LET TIME STAND STILL FOR A BIT
There are moments in music when the world stops for a moment. The Andante in Mozart's Piano Concerto No. 21 is such a moment, as is the Adagietto from Gustav Mahler's 5th Symphony: a love letter in tones that the composer wrote to his beloved Alma from his composer's cottage. Both works are at the centre of the Wiener Symphoniker's tour with conductor Omer Meir Wellber. "Music," he says, "must touch people, challenge them, be among them."

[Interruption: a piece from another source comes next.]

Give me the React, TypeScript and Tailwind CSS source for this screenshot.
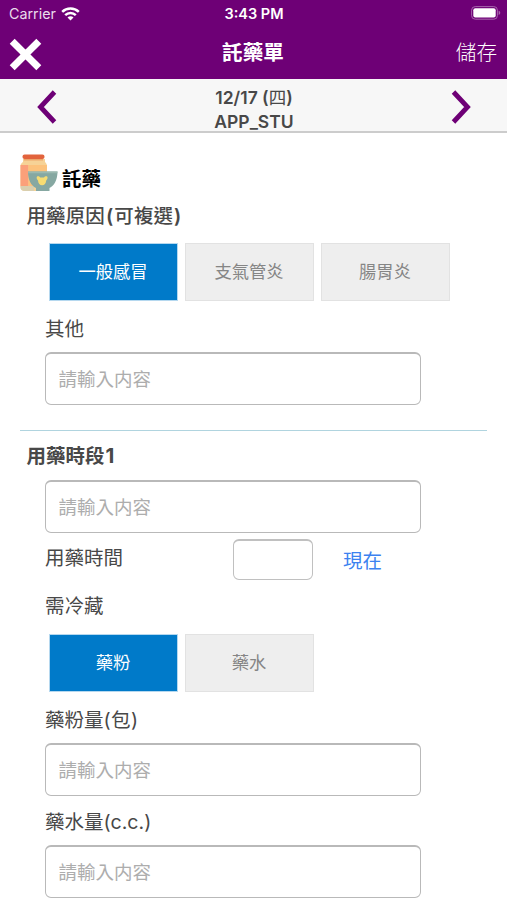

Omer Meir Wellber seeks precisely this self-evidence in his conducting, but also in his work as music director of the Volksoper in Vienna and the opera in Palermo. Gustav Mahler's music corresponds to Wellber's understanding of bringing the everyday into art. And he wrote down his deep attachment to Mozart, as well as his present-day view of the composer, in his book "The Fear, the Risk and the Love" when he conducted the DaPonte operas at the Semperoper. The Canadian pianist Jan Lisiecki, whose career began with sensational Chopin interpretations, also seeks contemporary passion in Mozart.
The tour of the Wiener Symphoniker leads from Erlangen and Warsaw via Hamburg, Cologne, Barcelona and Zaragoza to Amsterdam. At the stop in the Berlin Philharmonie, the South Korean pianist Seong-Jin Cho will discover Beethoven's 3rd Piano Concerto with the orchestra, and Omer Meir Wellber will tap Beethoven's 5th Symphony for its presentness.